Copy out all lines that carry the word "React".
[Start Provided material]
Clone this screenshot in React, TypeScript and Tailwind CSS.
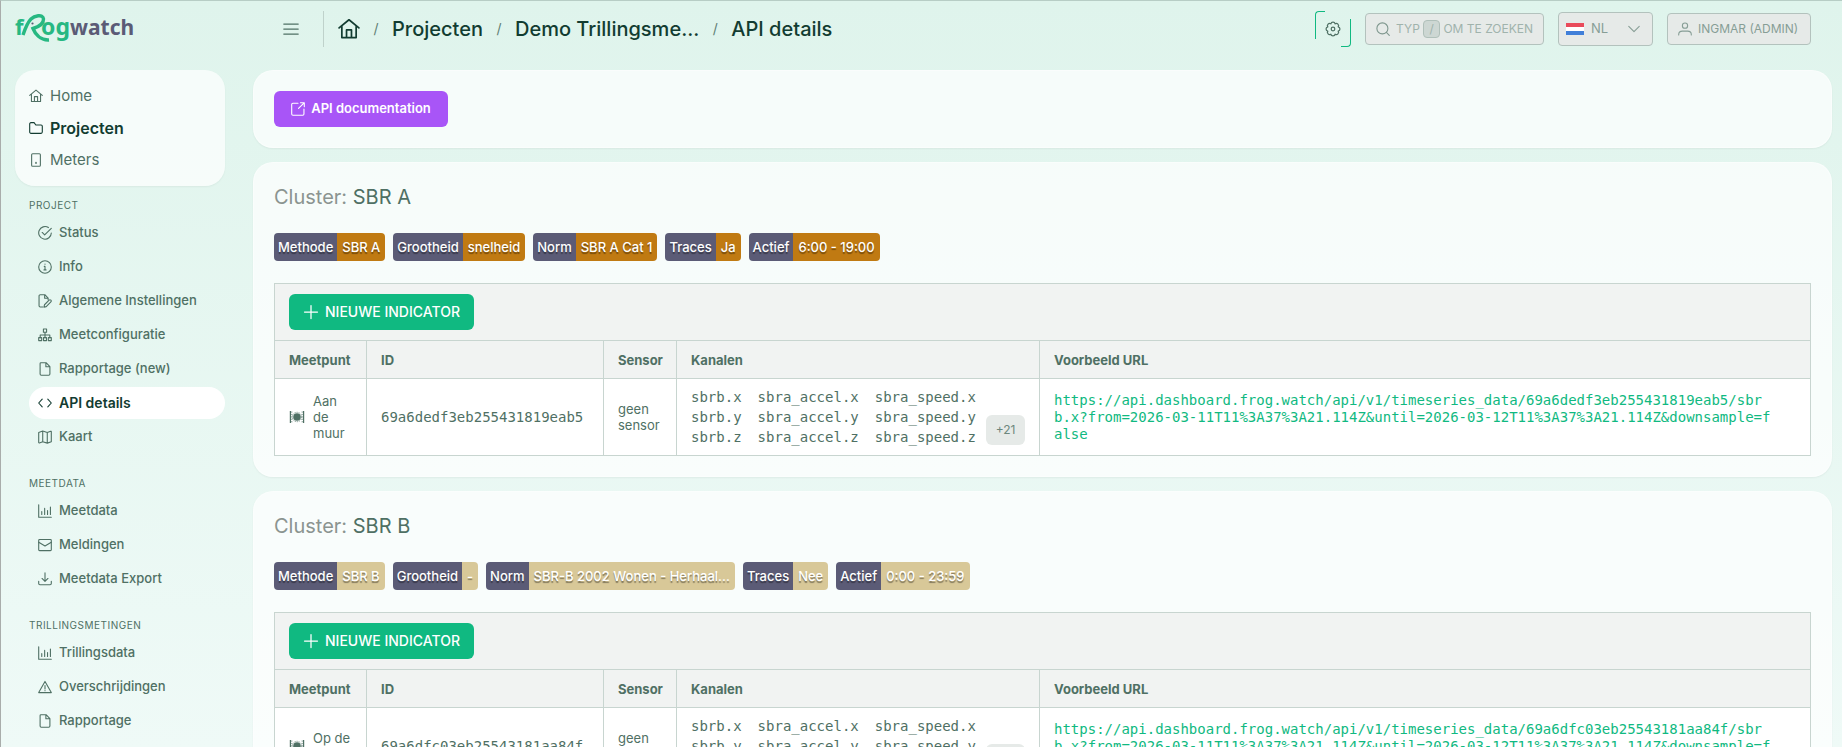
import React from 'react';

interface IconProps {
  className?: string;
}

interface NavItem {
  label: string;
  icon: (props: IconProps) => React.ReactNode;
  active?: boolean;
}

interface Cluster {
  name: string;
  enabled: boolean;
  badges: { label: string; value: string }[];
  point: string;
  id: string;
}

function Svg({ className = 'size-3.5', children }: IconProps & { children: React.ReactNode }) {
  return (
    <svg
      className={`shrink-0 ${className}`}
      viewBox="0 0 16 16"
      fill="none"
      stroke="currentColor"
      strokeWidth={1.25}
      strokeLinecap="round"
      strokeLinejoin="round"
      aria-hidden="true"
    >
      {children}
    </svg>
  );
}

const HomeIcon = (p: IconProps) => (
  <Svg {...p}>
    <path d="M.8 7.2 8 1.3l7.2 5.9M2.8 6v8.2h10.4V6M6.2 14.2V8.7h3.6v5.5" />
  </Svg>
);

const FolderIcon = (p: IconProps) => (
  <Svg {...p}>
    <path d="M.8 3.3c0-.8.6-1.4 1.4-1.4h3.6l2 2.7h6c.8 0 1.4.6 1.4 1.4v6.7c0 .8-.6 1.4-1.4 1.4H2.2c-.8 0-1.4-.6-1.4-1.4z" />
  </Svg>
);

const MeterIcon = (p: IconProps) => (
  <Svg {...p}>
    <rect x="3" y=".8" width="10" height="14.4" rx="1.2" />
    <path d="M8 10.8v.8" strokeWidth={1.8} />
  </Svg>
);

const StatusIcon = (p: IconProps) => (
  <Svg {...p}>
    <path d="M11.9 1.8A7.2 7.2 0 1 0 15.2 8M4.8 7.4l2.8 2.8 7.6-7.6" />
  </Svg>
);

const InfoIcon = (p: IconProps) => (
  <Svg {...p}>
    <circle cx="8" cy="8" r="7.2" />
    <path d="M7.2 7.3H8v4M6.8 11.3h2.4M8 4.6v.2" />
  </Svg>
);

const FileEditIcon = (p: IconProps) => (
  <Svg {...p}>
    <path d="M5.5 14.8H2.6c-.8 0-1.4-.6-1.4-1.4V2.2c0-.8.6-1.4 1.4-1.4h5.2l3.8 3.8v2M7.6 1v3.8h3.8" />
    <path d="m6.8 15 .6-2.7 5.3-5.2c.6-.6 1.4-.6 2 0s.6 1.4 0 2l-5.3 5.3z" />
  </Svg>
);

const SitemapIcon = (p: IconProps) => (
  <Svg {...p}>
    <rect x="6.2" y="1.2" width="3.6" height="3.6" />
    <rect x=".8" y="11" width="3.4" height="3.4" />
    <rect x="6.3" y="11" width="3.4" height="3.4" />
    <rect x="11.8" y="11" width="3.4" height="3.4" />
    <path d="M8 4.8V11M2.5 11V8h11v3" />
  </Svg>
);

const FileIcon = (p: IconProps) => (
  <Svg {...p}>
    <path d="M3.4.8h5.8l4.4 4.4v8.600c0 .8-.6 1.400-1.400 1.400H3.800c-.8 0-1.400-.6-1.400-1.400v-12c0-.6.400-1 1-1zM9 1v4.400h4.400" />
  </Svg>
);

const CodeIcon = (p: IconProps) => (
  <Svg {...p}>
    <path d="M4.8 3.6.8 8l4 4.4M11.2 3.6l4 4.4-4 4.4" />
  </Svg>
);

const MapIcon = (p: IconProps) => (
  <Svg {...p}>
    <path d="m.8 2.8 4.6-1.6 5.2 1.6 3.8-1.4c.4-.1.8.1.8.5v11.500l-4.600 1.600-5.200-1.600-3.800 1.400c-.4.1-.8-.1-.8-.5zM5.400 1.400v11.800M10.600 3v11.800" />
  </Svg>
);

const ChartIcon = (p: IconProps) => (
  <Svg {...p}>
    <path d="M.8.8v14.4h14.4M4.3 12V8.5M7.6 12V5M10.900 12V7.500M14.200 12V3.500" />
  </Svg>
);

const MailIcon = (p: IconProps) => (
  <Svg {...p}>
    <rect x=".8" y="1.8" width="14.4" height="12.6" rx="1" />
    <path d="m.8 4.8 7.2 4.4 7.2-4.4" />
  </Svg>
);

const ExportIcon = (p: IconProps) => (
  <Svg {...p}>
    <path d="M8 1v9.6M4.6 7.4 8 10.8l3.4-3.4M.8 10.6v2.6c0 .8.6 1.4 1.4 1.4h11.6c.8 0 1.4-.6 1.4-1.4v-2.6" />
  </Svg>
);

const WarningIcon = (p: IconProps) => (
  <Svg {...p}>
    <path d="M8 1.6 15.2 14.4H.8zM8 6.2v4M8 12.1v.2" />
  </Svg>
);

const GearIcon = (p: IconProps) => (
  <Svg {...p}>
    <path d="M13.2 5.85a2.200 2.200 0 0 1 0 4.300 2.200 2.200 0 0 1-3.050 3.050 2.200 2.200 0 0 1-4.300 0 2.200 2.200 0 0 1-3.050-3.050 2.200 2.200 0 0 1 0-4.300 2.200 2.200 0 0 1 3.050-3.050 2.200 2.200 0 0 1 4.300 0 2.200 2.200 0 0 1 3.050 3.050z" />
    <circle cx="8" cy="8" r="1.8" />
  </Svg>
);

const SearchIcon = (p: IconProps) => (
  <Svg {...p}>
    <circle cx="7.3" cy="7.3" r="6.3" />
    <path d="m11.9 11.9 3.3 3.3" />
  </Svg>
);

const UserIcon = (p: IconProps) => (
  <Svg {...p}>
    <circle cx="8" cy="4.2" r="3" />
    <path d="M.8 14.8v-.6c0-2.4 2-3.8 4.2-3.8h6c2.2 0 4.2 1.4 4.2 3.8v.6" />
  </Svg>
);

const ExternalIcon = (p: IconProps) => (
  <Svg {...p}>
    <path d="M8 1.5H2.2c-.8 0-1.4.6-1.4 1.4v10.9c0 .8.6 1.4 1.4 1.4h11.2c.8 0 1.4-.6 1.4-1.4V8M10.8.9h4.400v4.400M15 1 8.600 7.400" />
  </Svg>
);

const PlusIcon = (p: IconProps) => (
  <Svg {...p}>
    <path d="M8 1.5v13M1.5 8h13" />
  </Svg>
);

const ChevronIcon = (p: IconProps) => (
  <Svg {...p}>
    <path d="M2 5l6 6 6-6" />
  </Svg>
);

// Geophone between two vibrating walls
const SensorIcon = () => (
  <svg className="size-4 shrink-0" viewBox="0 0 16 16" fill="none" stroke="currentColor" aria-hidden="true">
    <circle cx="8" cy="8" r="3.8" fill="currentColor" stroke="none" />
    <circle cx="8" cy="8" r="4.7" strokeWidth={0.8} strokeDasharray="1 1" />
    <path d="M1.4 2v12M14.6 2v12" strokeWidth={1.2} />
    <path d="M2.8 2.5v11M13.2 2.5v11" strokeWidth={0.8} strokeDasharray="1.2 1.2" />
  </svg>
);

const Logo = () => (
  <svg className="h-8 w-30 overflow-visible" viewBox="0 0 120 32" role="img" aria-label="frogwatch">
    <g fontFamily="'Noto Sans', 'Open Sans', sans-serif" fontWeight={700}>
      <text x="0" y="22" fontSize={22} fill="#27b882">f</text>
      <text x="26" y="22" fontSize={23} fill="#27b882">og</text>
      <text x="55" y="22" fontSize={21} fill="#5b5b76">watch</text>
    </g>
    <path
      d="M8 22c2-6 4-12 8-16 3-3 12-5.5 12.5 0 .2 5-5.5 8-10.5 9.5 2 5 7 12 16 11.5"
      fill="none"
      stroke="#27b882"
      strokeWidth={3.4}
    />
    <circle cx="17.5" cy="10.5" r="1.9" fill="#dff4ec" />
    <circle cx="17.5" cy="10.5" r="1.1" fill="#5b5b76" />
  </svg>
);

const mainNav: NavItem[] = [
  { label: 'Home', icon: HomeIcon },
  { label: 'Projecten', icon: FolderIcon, active: true },
  { label: 'Meters', icon: MeterIcon },
];

const sections: { title: string; items: NavItem[] }[] = [
  {
    title: 'Project',
    items: [
      { label: 'Status', icon: StatusIcon },
      { label: 'Info', icon: InfoIcon },
      { label: 'Algemene Instellingen', icon: FileEditIcon },
      { label: 'Meetconfiguratie', icon: SitemapIcon },
      { label: 'Rapportage (new)', icon: FileIcon },
      { label: 'API details', icon: CodeIcon, active: true },
      { label: 'Kaart', icon: MapIcon },
    ],
  },
  {
    title: 'Meetdata',
    items: [
      { label: 'Meetdata', icon: ChartIcon },
      { label: 'Meldingen', icon: MailIcon },
      { label: 'Meetdata Export', icon: ExportIcon },
    ],
  },
  {
    title: 'Trillingsmetingen',
    items: [
      { label: 'Trillingsdata', icon: ChartIcon },
      { label: 'Overschrijdingen', icon: WarningIcon },
      { label: 'Rapportage', icon: FileIcon },
    ],
  },
];

const clusters: Cluster[] = [
  {
    name: 'SBR A',
    enabled: true,
    badges: [
      { label: 'Methode', value: 'SBR A' },
      { label: 'Grootheid', value: 'snelheid' },
      { label: 'Norm', value: 'SBR A Cat 1' },
      { label: 'Traces', value: 'Ja' },
      { label: 'Actief', value: '6:00 - 19:00' },
    ],
    point: 'Aan de muur',
    id: '69a6dedf3eb255431819eab5',
  },
  {
    name: 'SBR B',
    enabled: false,
    badges: [
      { label: 'Methode', value: 'SBR B' },
      { label: 'Grootheid', value: '-' },
      { label: 'Norm', value: 'SBR-B 2002 Wonen - Herhaal...' },
      { label: 'Traces', value: 'Nee' },
      { label: 'Actief', value: '0:00 - 23:59' },
    ],
    point: 'Op de vloer',
    id: '69a6dfc03eb25543181aa84f',
  },
];

const channels = ['sbrb', 'sbra_accel', 'sbra_speed'];
const axes = ['x', 'y', 'z'];

const exampleUrl = (id: string) =>
  `https://api.dashboard.frog.watch/api/v1/timeseries_data/${id}/sbrb.x?from=2026-03-11T11%3A37%3A21.114Z&until=2026-03-12T11%3A37%3A21.114Z&downsample=false`;

function Header() {
  return (
    <header className="flex h-14 shrink-0 items-center pr-[31px] pl-3.5 text-[#123c31]">
      <a href="#" className="w-[268px] shrink-0">
        <Logo />
      </a>
      <button type="button" aria-label="Menu" className="text-[#4f7064]">
        <Svg className="size-4">
          <path d="M.8 3h14.400M.8 8h14.400M.8 13h14.400" />
        </Svg>
      </button>
      <nav className="ml-6 flex h-9 items-center border-l border-[#bfd2cb] pl-3.5 text-xl font-medium">
        <a href="#" aria-label="Home">
          <HomeIcon className="size-[22px]" />
        </a>
        <span className="w-8 text-center text-sm font-normal text-[#5f8075]">/</span>
        <a href="#">Projecten</a>
        <span className="w-8 text-center text-sm font-normal text-[#5f8075]">/</span>
        <a href="#">Demo Trillingsme...</a>
        <span className="w-8 text-center text-sm font-normal text-[#5f8075]">/</span>
        <a href="#">API details</a>
      </nav>
      <div className="ml-auto flex items-center gap-3.5 text-xs whitespace-nowrap text-[#879e96]">
        <button type="button" aria-label="Instellingen" className="relative flex size-9 items-center justify-center text-[#4f7064]">
          <span className="absolute top-0 left-0 h-7 w-2.5 rounded-tl border-t border-l border-[#10b981]" />
          <span className="absolute right-0 bottom-0 h-7 w-2.5 rounded-br border-r border-b border-[#10b981]" />
          <GearIcon className="size-4" />
        </button>
        <button type="button" className="flex h-8 w-[179px] items-center rounded border border-[#b3c2bd] bg-[#e6eae8] px-2.5 text-[#a0b3ac]">
          <SearchIcon className="mr-1.5 size-3.5 text-[#7f978e]" />
          TYP
          <kbd className="mx-[3px] flex h-[18px] w-[19px] items-center justify-center rounded border border-[#b0c0ba] bg-[#cdd7d3] font-[Inter] text-xs">/</kbd>
          OM TE ZOEKEN
        </button>
        <div className="relative">
          <svg className="absolute top-[11px] left-2 h-3 w-[18px]" viewBox="0 0 18 12" aria-hidden="true">
            <path d="M0 0h18v4H0z" fill="#e94b5b" />
            <path d="M0 4h18v4H0z" fill="#fff" />
            <path d="M0 8h18v4H0z" fill="#4080d9" />
          </svg>
          <select aria-label="Taal" className="h-[34px] w-[95px] appearance-none rounded border border-[#b3c2bd] bg-[#e6eae8] pl-8 text-[13px]">
            <option>NL</option>
          </select>
          <ChevronIcon className="pointer-events-none absolute top-2.5 right-3 size-3.5" />
        </div>
        <button type="button" className="flex h-8 w-36 items-center gap-1.5 rounded border border-[#b3c2bd] bg-[#e6eae8] px-2.5">
          <UserIcon className="size-3.5" />
          INGMAR (ADMIN)
        </button>
      </div>
    </header>
  );
}

function Sidebar() {
  return (
    <aside className="w-[210px] shrink-0 text-[#4f7064]">
      <nav className="mb-[11px] rounded-[20px] bg-white/70 px-3.5 py-2.5 shadow-xs">
        {mainNav.map(({ label, icon: Icon, active }) => (
          <a
            key={label}
            href="#"
            className={`flex h-8 items-center gap-[7px] ${active ? 'text-base font-semibold text-[#123c31]' : 'text-[15px]'}`}
          >
            <Icon />
            {label}
          </a>
        ))}
      </nav>
      <div className="flex flex-col gap-[22px]">
        {sections.map((section) => (
          <nav key={section.title} className="pl-3.5">
            <h2 className="mb-1 text-[10px] leading-4 tracking-wider uppercase">{section.title}</h2>
            <ul className="flex flex-col gap-0.5">
              {section.items.map(({ label, icon: Icon, active }) => (
                <li key={label}>
                  <a
                    href="#"
                    className={`flex h-8 items-center gap-[7px] rounded-full px-[9px] ${
                      active ? 'bg-white text-sm font-semibold text-[#123c31]' : 'text-[13px] font-medium'
                    }`}
                  >
                    <Icon />
                    {label}
                  </a>
                </li>
              ))}
            </ul>
          </nav>
        ))}
      </div>
    </aside>
  );
}

function ClusterCard({ cluster }: { cluster: Cluster }) {
  return (
    <section className="rounded-[20px] border border-white/40 bg-white/70 p-5 shadow-xs">
      <h1 className="mb-[22px] text-xl leading-7 text-[#4f7064]">
        <span className="text-[#8b9490]">Cluster:</span> {cluster.name}
      </h1>
      <div className="mb-[22px] flex flex-wrap gap-2 text-[13px] leading-7 font-medium text-white text-shadow-[0_2px_1px_rgb(0_0_0/0.4)]">
        {cluster.badges.map(({ label, value }) => (
          <span key={label} className="flex overflow-hidden rounded">
            <span className="bg-[#5b5b76] px-1">{label}</span>
            <span className={`px-[5px] ${cluster.enabled ? 'bg-[#c07a12]' : 'bg-[#d8c898]'}`}>{value}</span>
          </span>
        ))}
      </div>
      <div className="border border-b-0 border-[#c8d5d0] bg-[#f1f3f2] px-3.5 py-2.5">
        <button type="button" className="flex h-9 w-[185px] items-center justify-center gap-1.5 rounded-md bg-[#10b981] text-sm font-medium whitespace-nowrap text-white">
          <PlusIcon className="size-4" />
          NIEUWE INDICATOR
        </button>
      </div>
      <table className="w-full table-fixed border-collapse text-left text-[13px] leading-4 text-[#4f7064] [&_td]:border [&_td]:border-[#c8d5d0] [&_td]:px-3.5 [&_th]:border [&_th]:border-[#c8d5d0] [&_th]:px-3.5">
        <thead className="bg-[#f1f3f2]">
          <tr className="h-[38px]">
            <th className="w-[92px]">Meetpunt</th>
            <th className="w-[237px]">ID</th>
            <th className="w-[73px]">Sensor</th>
            <th className="w-[363px]">Kanalen</th>
            <th>Voorbeeld URL</th>
          </tr>
        </thead>
        <tbody className="bg-white">
          <tr className="h-[77px]">
            <td>
              <div className="flex items-center gap-2">
                <SensorIcon />
                <span>{cluster.point}</span>
              </div>
            </td>
            <td className="font-['DejaVu_Sans_Mono',monospace] text-sm">{cluster.id}</td>
            <td>geen sensor</td>
            <td>
              <div className="flex items-end justify-between">
                <div className="flex gap-4 font-['DejaVu_Sans_Mono',monospace] text-sm leading-5">
                  {channels.map((channel) => (
                    <ul key={channel}>
                      {axes.map((axis) => (
                        <li key={axis}>
                          {channel}.{axis}
                        </li>
                      ))}
                    </ul>
                  ))}
                </div>
                <button type="button" className="mb-0.5 h-[30px] w-[39px] shrink-0 rounded-md bg-[#e6eae8] text-xs text-[#6d877d]">
                  +21
                </button>
              </div>
            </td>
            <td>
              <a href="#" className="block max-w-[720px] font-['DejaVu_Sans_Mono',monospace] text-sm leading-[17px] break-all text-[#10b981]">
                {exampleUrl(cluster.id)}
              </a>
            </td>
          </tr>
        </tbody>
      </table>
    </section>
  );
}

export default function App() {
  return (
    <div className="flex h-screen flex-col overflow-hidden border-t border-l border-t-[#b7cdc5] border-l-[#a9adab] bg-linear-to-b from-[#dff4ec] to-[#effaf7] font-[Inter,sans-serif]">
      <Header />
      <div className="flex min-h-0 flex-1 gap-7 pt-[13px] pr-2.5 pl-3.5">
        <Sidebar />
        <main className="flex min-w-0 flex-1 flex-col gap-3.5">
          <section className="rounded-[20px] border border-white/40 bg-white/70 p-5 shadow-xs">
            <a href="#" className="flex h-9 w-[174px] items-center justify-center gap-1.5 rounded-md bg-[#a855f7] text-[13px] font-semibold whitespace-nowrap text-white">
              <ExternalIcon />
              API documentation
            </a>
          </section>
          {clusters.map((cluster) => (
            <ClusterCard key={cluster.name} cluster={cluster} />
          ))}
        </main>
      </div>
    </div>
  );
}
[End Provided material]
◆ **Solution**
Clone this screenshot in React, TypeScript and Tailwind CSS.
import React from 'react';
  icon: (props: IconProps) => React.ReactNode;
function Svg({ className = 'size-3.5', children }: IconProps & { children: React.ReactNode }) {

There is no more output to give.